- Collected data
* Start *

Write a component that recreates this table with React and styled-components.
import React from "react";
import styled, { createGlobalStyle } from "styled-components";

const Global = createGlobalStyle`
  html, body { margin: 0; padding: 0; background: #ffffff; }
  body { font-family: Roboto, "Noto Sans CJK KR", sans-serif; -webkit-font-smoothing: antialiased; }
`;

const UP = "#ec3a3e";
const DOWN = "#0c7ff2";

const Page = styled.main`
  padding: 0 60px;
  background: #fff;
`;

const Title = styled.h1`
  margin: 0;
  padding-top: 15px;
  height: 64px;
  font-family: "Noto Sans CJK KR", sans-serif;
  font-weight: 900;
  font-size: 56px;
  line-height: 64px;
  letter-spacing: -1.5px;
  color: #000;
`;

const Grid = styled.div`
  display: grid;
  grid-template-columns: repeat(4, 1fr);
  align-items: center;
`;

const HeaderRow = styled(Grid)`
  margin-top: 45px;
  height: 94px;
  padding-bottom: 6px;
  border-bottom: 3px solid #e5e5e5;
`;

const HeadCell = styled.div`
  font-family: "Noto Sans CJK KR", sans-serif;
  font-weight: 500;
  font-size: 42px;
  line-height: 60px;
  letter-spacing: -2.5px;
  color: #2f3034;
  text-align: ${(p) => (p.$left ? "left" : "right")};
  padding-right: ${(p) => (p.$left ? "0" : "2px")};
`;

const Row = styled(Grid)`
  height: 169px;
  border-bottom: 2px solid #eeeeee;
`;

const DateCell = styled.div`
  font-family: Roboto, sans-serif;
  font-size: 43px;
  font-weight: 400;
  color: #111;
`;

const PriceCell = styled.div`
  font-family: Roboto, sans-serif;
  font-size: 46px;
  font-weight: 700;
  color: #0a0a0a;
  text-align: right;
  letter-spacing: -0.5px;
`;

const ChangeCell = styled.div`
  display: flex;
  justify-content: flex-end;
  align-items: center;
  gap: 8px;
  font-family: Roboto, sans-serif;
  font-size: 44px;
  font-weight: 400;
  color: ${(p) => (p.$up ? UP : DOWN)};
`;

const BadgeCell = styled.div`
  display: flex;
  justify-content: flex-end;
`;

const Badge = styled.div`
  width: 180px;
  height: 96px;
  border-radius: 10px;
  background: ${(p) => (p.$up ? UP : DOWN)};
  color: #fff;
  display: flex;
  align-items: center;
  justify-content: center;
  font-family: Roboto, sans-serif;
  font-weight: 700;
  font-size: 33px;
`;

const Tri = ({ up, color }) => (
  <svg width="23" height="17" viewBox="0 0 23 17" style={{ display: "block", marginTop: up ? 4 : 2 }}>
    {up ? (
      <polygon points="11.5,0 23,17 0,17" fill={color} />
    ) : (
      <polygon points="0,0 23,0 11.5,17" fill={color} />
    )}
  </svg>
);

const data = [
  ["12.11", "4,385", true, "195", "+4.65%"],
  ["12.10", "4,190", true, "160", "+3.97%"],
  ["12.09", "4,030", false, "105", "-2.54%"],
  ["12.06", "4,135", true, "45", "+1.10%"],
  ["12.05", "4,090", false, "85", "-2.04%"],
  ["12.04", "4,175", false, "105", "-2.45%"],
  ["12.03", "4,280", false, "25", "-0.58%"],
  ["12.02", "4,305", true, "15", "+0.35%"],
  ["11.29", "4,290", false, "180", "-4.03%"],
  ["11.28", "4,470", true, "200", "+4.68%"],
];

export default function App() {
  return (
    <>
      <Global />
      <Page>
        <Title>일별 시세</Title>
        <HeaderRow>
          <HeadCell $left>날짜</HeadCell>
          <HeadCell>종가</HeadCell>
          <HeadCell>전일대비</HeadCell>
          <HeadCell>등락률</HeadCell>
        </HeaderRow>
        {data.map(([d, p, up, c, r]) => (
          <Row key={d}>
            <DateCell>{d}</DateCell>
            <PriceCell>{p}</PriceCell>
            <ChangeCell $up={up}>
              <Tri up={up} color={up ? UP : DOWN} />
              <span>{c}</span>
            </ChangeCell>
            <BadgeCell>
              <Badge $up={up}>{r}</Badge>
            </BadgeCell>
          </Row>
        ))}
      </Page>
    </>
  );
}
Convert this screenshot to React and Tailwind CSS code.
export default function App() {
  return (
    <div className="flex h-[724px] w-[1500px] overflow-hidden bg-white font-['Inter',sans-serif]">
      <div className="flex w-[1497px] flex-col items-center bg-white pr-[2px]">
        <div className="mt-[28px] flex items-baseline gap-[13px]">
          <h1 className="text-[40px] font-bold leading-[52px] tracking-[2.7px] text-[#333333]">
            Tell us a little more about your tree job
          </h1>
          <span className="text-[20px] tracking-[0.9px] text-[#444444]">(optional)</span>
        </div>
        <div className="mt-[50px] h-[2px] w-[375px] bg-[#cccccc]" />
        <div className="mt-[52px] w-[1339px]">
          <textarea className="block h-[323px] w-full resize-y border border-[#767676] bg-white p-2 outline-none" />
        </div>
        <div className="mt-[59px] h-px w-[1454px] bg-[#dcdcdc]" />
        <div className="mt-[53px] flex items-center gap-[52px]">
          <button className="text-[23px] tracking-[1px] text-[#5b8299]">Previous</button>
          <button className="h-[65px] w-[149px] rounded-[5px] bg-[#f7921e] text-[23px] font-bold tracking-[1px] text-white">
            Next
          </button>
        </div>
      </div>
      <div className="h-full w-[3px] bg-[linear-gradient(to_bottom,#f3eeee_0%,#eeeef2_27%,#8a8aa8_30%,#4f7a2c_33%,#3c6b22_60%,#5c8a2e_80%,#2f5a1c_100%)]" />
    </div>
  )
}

* End *

Write down every line of the data exactly as it appears above.

Write a component that recreates this table with React and styled-components.
import React from "react";
import styled, { createGlobalStyle } from "styled-components";

const Global = createGlobalStyle`
  html, body { margin: 0; padding: 0; background: #ffffff; }
  body { font-family: Roboto, "Noto Sans CJK KR", sans-serif; -webkit-font-smoothing: antialiased; }
`;

const UP = "#ec3a3e";
const DOWN = "#0c7ff2";

const Page = styled.main`
  padding: 0 60px;
  background: #fff;
`;

const Title = styled.h1`
  margin: 0;
  padding-top: 15px;
  height: 64px;
  font-family: "Noto Sans CJK KR", sans-serif;
  font-weight: 900;
  font-size: 56px;
  line-height: 64px;
  letter-spacing: -1.5px;
  color: #000;
`;

const Grid = styled.div`
  display: grid;
  grid-template-columns: repeat(4, 1fr);
  align-items: center;
`;

const HeaderRow = styled(Grid)`
  margin-top: 45px;
  height: 94px;
  padding-bottom: 6px;
  border-bottom: 3px solid #e5e5e5;
`;

const HeadCell = styled.div`
  font-family: "Noto Sans CJK KR", sans-serif;
  font-weight: 500;
  font-size: 42px;
  line-height: 60px;
  letter-spacing: -2.5px;
  color: #2f3034;
  text-align: ${(p) => (p.$left ? "left" : "right")};
  padding-right: ${(p) => (p.$left ? "0" : "2px")};
`;

const Row = styled(Grid)`
  height: 169px;
  border-bottom: 2px solid #eeeeee;
`;

const DateCell = styled.div`
  font-family: Roboto, sans-serif;
  font-size: 43px;
  font-weight: 400;
  color: #111;
`;

const PriceCell = styled.div`
  font-family: Roboto, sans-serif;
  font-size: 46px;
  font-weight: 700;
  color: #0a0a0a;
  text-align: right;
  letter-spacing: -0.5px;
`;

const ChangeCell = styled.div`
  display: flex;
  justify-content: flex-end;
  align-items: center;
  gap: 8px;
  font-family: Roboto, sans-serif;
  font-size: 44px;
  font-weight: 400;
  color: ${(p) => (p.$up ? UP : DOWN)};
`;

const BadgeCell = styled.div`
  display: flex;
  justify-content: flex-end;
`;

const Badge = styled.div`
  width: 180px;
  height: 96px;
  border-radius: 10px;
  background: ${(p) => (p.$up ? UP : DOWN)};
  color: #fff;
  display: flex;
  align-items: center;
  justify-content: center;
  font-family: Roboto, sans-serif;
  font-weight: 700;
  font-size: 33px;
`;

const Tri = ({ up, color }) => (
  <svg width="23" height="17" viewBox="0 0 23 17" style={{ display: "block", marginTop: up ? 4 : 2 }}>
    {up ? (
      <polygon points="11.5,0 23,17 0,17" fill={color} />
    ) : (
      <polygon points="0,0 23,0 11.5,17" fill={color} />
    )}
  </svg>
);

const data = [
  ["12.11", "4,385", true, "195", "+4.65%"],
  ["12.10", "4,190", true, "160", "+3.97%"],
  ["12.09", "4,030", false, "105", "-2.54%"],
  ["12.06", "4,135", true, "45", "+1.10%"],
  ["12.05", "4,090", false, "85", "-2.04%"],
  ["12.04", "4,175", false, "105", "-2.45%"],
  ["12.03", "4,280", false, "25", "-0.58%"],
  ["12.02", "4,305", true, "15", "+0.35%"],
  ["11.29", "4,290", false, "180", "-4.03%"],
  ["11.28", "4,470", true, "200", "+4.68%"],
];

export default function App() {
  return (
    <>
      <Global />
      <Page>
        <Title>일별 시세</Title>
        <HeaderRow>
          <HeadCell $left>날짜</HeadCell>
          <HeadCell>종가</HeadCell>
          <HeadCell>전일대비</HeadCell>
          <HeadCell>등락률</HeadCell>
        </HeaderRow>
        {data.map(([d, p, up, c, r]) => (
          <Row key={d}>
            <DateCell>{d}</DateCell>
            <PriceCell>{p}</PriceCell>
            <ChangeCell $up={up}>
              <Tri up={up} color={up ? UP : DOWN} />
              <span>{c}</span>
            </ChangeCell>
            <BadgeCell>
              <Badge $up={up}>{r}</Badge>
            </BadgeCell>
          </Row>
        ))}
      </Page>
    </>
  );
}
Convert this screenshot to React and Tailwind CSS code.
export default function App() {
  return (
    <div className="flex h-[724px] w-[1500px] overflow-hidden bg-white font-['Inter',sans-serif]">
      <div className="flex w-[1497px] flex-col items-center bg-white pr-[2px]">
        <div className="mt-[28px] flex items-baseline gap-[13px]">
          <h1 className="text-[40px] font-bold leading-[52px] tracking-[2.7px] text-[#333333]">
            Tell us a little more about your tree job
          </h1>
          <span className="text-[20px] tracking-[0.9px] text-[#444444]">(optional)</span>
        </div>
        <div className="mt-[50px] h-[2px] w-[375px] bg-[#cccccc]" />
        <div className="mt-[52px] w-[1339px]">
          <textarea className="block h-[323px] w-full resize-y border border-[#767676] bg-white p-2 outline-none" />
        </div>
        <div className="mt-[59px] h-px w-[1454px] bg-[#dcdcdc]" />
        <div className="mt-[53px] flex items-center gap-[52px]">
          <button className="text-[23px] tracking-[1px] text-[#5b8299]">Previous</button>
          <button className="h-[65px] w-[149px] rounded-[5px] bg-[#f7921e] text-[23px] font-bold tracking-[1px] text-white">
            Next
          </button>
        </div>
      </div>
      <div className="h-full w-[3px] bg-[linear-gradient(to_bottom,#f3eeee_0%,#eeeef2_27%,#8a8aa8_30%,#4f7a2c_33%,#3c6b22_60%,#5c8a2e_80%,#2f5a1c_100%)]" />
    </div>
  )
}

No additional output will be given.